Suffice it to say, I wrote a paper in 12th grade comparing the words and writings of Douglass to Malcolm X’s “Ballot or the Bullet” speech. (They compare very favorably to one another, by the way. Fred wasn’t no bitch.)

But in my meanderings, I was reminded of Douglass and my admiration for him. Then I stumbled across this little quote at frederickdouglass.org:

Frederick Douglass sought to embody three keys for success in life:
• Believe in yourself.
• Take advantage of every opportunity.
• Use the power of spoken and written language to effect positive change for yourself and society.


Wow. Sound familiar? That is some profound stuff. Be self assured, hustle, and speak and write upliftment. And y’all thought I invented being an arrogant uppity nigga! Joke’s on y’all! My game is at least 140 years old! Ha!

Well, since Douglass is all clairvoyant and shit, I wonder if he knows why I am so damn argumentative?

I do not go back to America to sit still, remain quiet, and enjoy ease and comfort. . . . I glory in the conflict, that I may hereafter exult in the victory.

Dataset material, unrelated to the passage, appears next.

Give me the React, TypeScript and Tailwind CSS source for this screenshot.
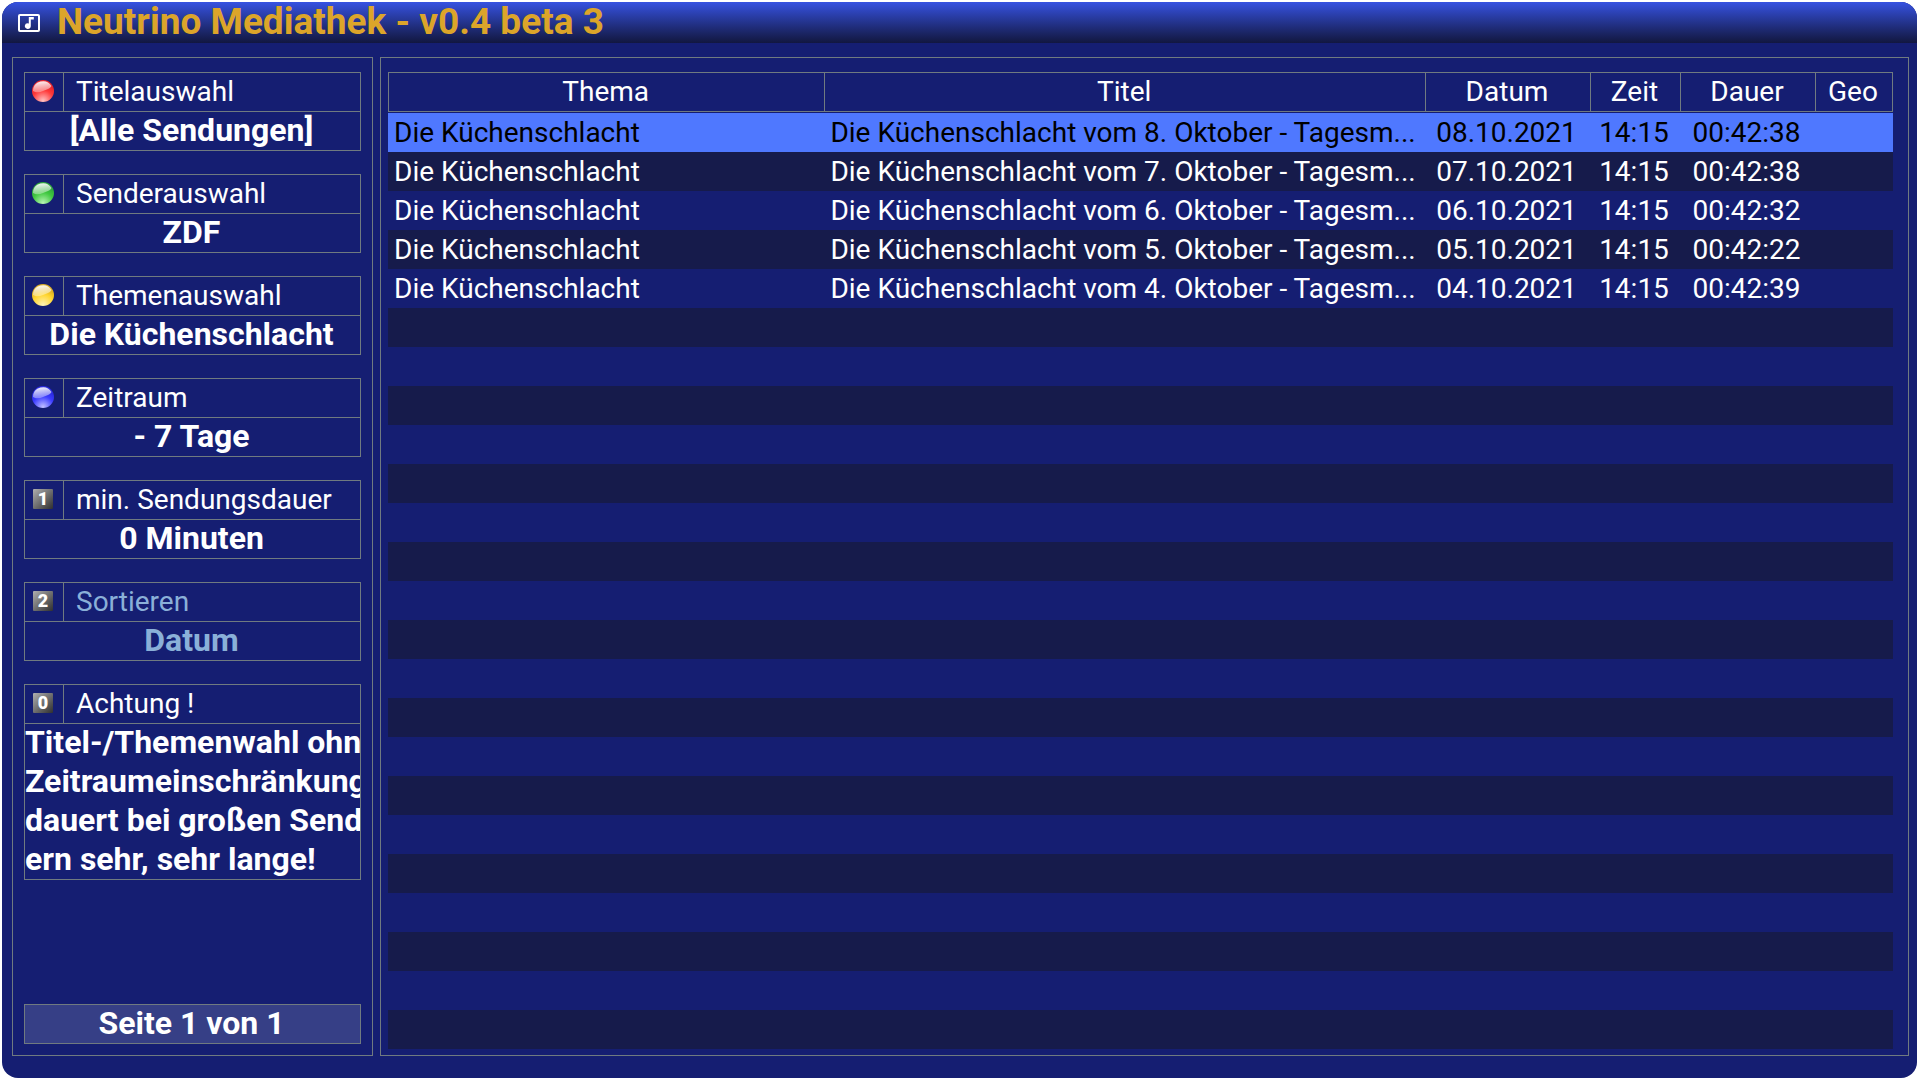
import React from "react";

type Tone = "red" | "green" | "yellow" | "blue";

interface MenuEntry {
  icon: Tone | "0" | "1" | "2";
  label: string;
  lines: string[];
  disabled?: boolean;
}

const menu: MenuEntry[] = [
  { icon: "red", label: "Titelauswahl", lines: ["[Alle Sendungen]"] },
  { icon: "green", label: "Senderauswahl", lines: ["ZDF"] },
  { icon: "yellow", label: "Themenauswahl", lines: ["Die Küchenschlacht"] },
  { icon: "blue", label: "Zeitraum", lines: ["- 7 Tage"] },
  { icon: "1", label: "min. Sendungsdauer", lines: ["0 Minuten"] },
  { icon: "2", label: "Sortieren", lines: ["Datum"], disabled: true },
  {
    icon: "0",
    label: "Achtung !",
    lines: [
      "Titel-/Themenwahl ohne",
      "Zeitraumeinschränkung",
      "dauert bei großen Send-",
      "ern sehr, sehr lange!",
    ],
  },
];

const shows = [
  { day: 8, date: "08.10.2021", time: "14:15", duration: "00:42:38" },
  { day: 7, date: "07.10.2021", time: "14:15", duration: "00:42:38" },
  { day: 6, date: "06.10.2021", time: "14:15", duration: "00:42:32" },
  { day: 5, date: "05.10.2021", time: "14:15", duration: "00:42:22" },
  { day: 4, date: "04.10.2021", time: "14:15", duration: "00:42:39" },
];

const columns = ["Thema", "Titel", "Datum", "Zeit", "Dauer", "Geo"];
const ROWS_PER_PAGE = 24;

const tones: Record<Tone, { base: string; edge: string; glow: string }> = {
  red: { base: "#ff3a3a", edge: "#e8242c", glow: "#ffc4c4" },
  green: { base: "#3fc83f", edge: "#2fa83c", glow: "#b8f5b4" },
  yellow: { base: "#ffd52e", edge: "#dcae24", glow: "#fff3b8" },
  blue: { base: "#3c3cff", edge: "#2a2ae0", glow: "#c0c0ff" },
};

const Ball: React.FC<{ tone: Tone }> = ({ tone }) => {
  const { base, edge, glow } = tones[tone];
  return (
    <svg viewBox="0 0 22 22" className="size-[22px]" aria-hidden="true">
      <defs>
        <radialGradient id={`body-${tone}`} cx="0.5" cy="0.95" r="0.75">
          <stop offset="0" stopColor={glow} />
          <stop offset="0.65" stopColor={base} />
          <stop offset="1" stopColor={edge} />
        </radialGradient>
        <linearGradient id={`shine-${tone}`} x1="0.3" y1="0" x2="0.5" y2="1">
          <stop offset="0" stopColor="#fff" stopOpacity="0.95" />
          <stop offset="1" stopColor="#fff" stopOpacity="0.3" />
        </linearGradient>
      </defs>
      <circle cx="11" cy="11" r="11" fill={`url(#body-${tone})`} />
      <path
        d="M1 11A10 10 0 0 1 19.5 6C18 9 14.5 9.500 11 11C7.500 12.500 4 13 1 11Z"
        fill={`url(#shine-${tone})`}
      />
    </svg>
  );
};

const KeyIcon: React.FC<{ digit: string }> = ({ digit }) => (
  <span className="flex size-5 items-center justify-center rounded-[1px] bg-linear-to-br from-[#b0b0b0] via-[#707070] to-[#303030] text-lg leading-5 font-black text-white">
    {digit}
  </span>
);

const MenuBox: React.FC<{ entry: MenuEntry }> = ({ entry }) => {
  const { icon, label, lines, disabled } = entry;
  const multiline = lines.length > 1;
  return (
    <button
      type="button"
      disabled={disabled}
      className={`block w-full overflow-hidden border border-[#707a80] text-left ${
        disabled ? "text-[#8ab0d8]" : "text-white"
      }`}
    >
      <span className="flex h-[39px] border-b border-[#707a80]">
        <span className="flex w-[39px] shrink-0 items-center justify-center border-r border-[#707a80] pr-0.5 pb-0.5">
          {icon in tones ? <Ball tone={icon as Tone} /> : <KeyIcon digit={icon} />}
        </span>
        <span className="pl-3 text-[28px] leading-[37px] whitespace-nowrap">{label}</span>
      </span>
      {lines.map((line) => (
        <span
          key={line}
          className={`block h-[39px] text-[32px] leading-[37px] font-bold whitespace-nowrap last:h-[38px] ${
            multiline ? "" : "pr-0.5 text-center"
          }`}
        >
          {line}
        </span>
      ))}
    </button>
  );
};

const ShowTable: React.FC = () => (
  <table className="w-full table-fixed border-separate border-spacing-0 text-[28px] leading-[37px] text-white">
    <colgroup>
      <col className="w-[29%]" />
      <col />
      <col className="w-[165px]" />
      <col className="w-[90px]" />
      <col className="w-[135px]" />
      <col className="w-[78px]" />
    </colgroup>
    <thead>
      <tr>
        {columns.map((name) => (
          <th key={name} scope="col" className="group p-0 pb-px font-normal">
            <div className="h-10 border-y border-l border-[#707a80] pr-0.5 group-last:border-r">
              {name}
            </div>
          </th>
        ))}
      </tr>
    </thead>
    <tbody>
      {Array.from({ length: ROWS_PER_PAGE }, (_, i) => {
        const show = shows[i];
        return (
          <tr
            key={i}
            className={`h-[39px] ${
              i === 0 ? "bg-[#4f78ff] text-black" : i % 2 ? "bg-[#161b4b]" : ""
            }`}
          >
            <td className="p-0 pl-1.5 whitespace-nowrap">{show && "Die Küchenschlacht"}</td>
            <td className="p-0 pl-1.5 whitespace-nowrap">
              {show && `Die Küchenschlacht vom ${show.day}. Oktober - Tagesm...`}
            </td>
            <td className="p-0 pr-0.5 text-center">{show?.date}</td>
            <td className="p-0 pr-0.5 text-center">{show?.time}</td>
            <td className="p-0 pr-0.5 text-center">{show?.duration}</td>
            <td className="p-0" />
          </tr>
        );
      })}
    </tbody>
  </table>
);

const App: React.FC = () => {
  return (
    <div className="flex min-h-screen bg-white py-0.5 pr-[3px] pl-0.5 font-[Roboto,sans-serif]">
      <div className="flex min-w-0 flex-1 flex-col rounded-2xl bg-[#151e72]">
        <header className="flex h-[41px] items-center gap-[17px] rounded-t-2xl bg-linear-to-b from-[#3652e2] to-[#121740] pl-4">
          <svg viewBox="0 0 22 18" className="h-[18px] w-[22px]" aria-hidden="true">
            <rect x="1" y="1" width="20" height="16" rx="1" fill="none" stroke="#fff" strokeWidth="2" />
            <path d="M10.800 3h5v2.400h-3V12a3 2.800 0 1 1-2-2.500z" fill="#fff" />
          </svg>
          <h1 className="pb-px text-[37px] leading-10 font-bold whitespace-nowrap text-[#dca52a]">
            Neutrino Mediathek - v0.4 beta 3
          </h1>
        </header>
        <main className="flex flex-1 gap-[7px] pt-3.5 pr-2 pb-[22px] pl-2.5">
          <nav className="flex w-[361px] shrink-0 flex-col gap-[23px] border border-[#707a80] px-[11px] pt-3.5 pb-[11px]">
            {menu.map((entry) => (
              <MenuBox key={entry.label} entry={entry} />
            ))}
            <p className="mt-auto h-10 border border-[#707a80] bg-[#363f86] pr-0.5 text-center text-[32px] leading-[37px] font-bold text-white">
              Seite 1 von 1
            </p>
          </nav>
          <section className="min-w-0 flex-1 border border-[#707a80] pt-3.5 pr-[15px] pb-1.5 pl-[7px]">
            <ShowTable />
          </section>
        </main>
      </div>
    </div>
  );
};

export default App;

I know that victory is certain.


Yo, I am getting all goosepimply and shit! That man is good! Real good. Look, I am not going to spend my evening telling y’all all about this man who escaped from slavery, and then worked to abolish it. That is what wikipedia is for. I am merely pointing out that, while everybody is scouring the history books for some hero in Kemet, we ignore those right in front of us, who simply through force of will accomplish great things, in our name. If that ain’t a culture and history to be proud of, then I don’t know that the fuck is.

Anyway, I leave ya with one to think and ponder on:

People might not get all they work for in this world, but they must certainly work for all they get.


And on that note, I’m out. (Look forward to your questions!)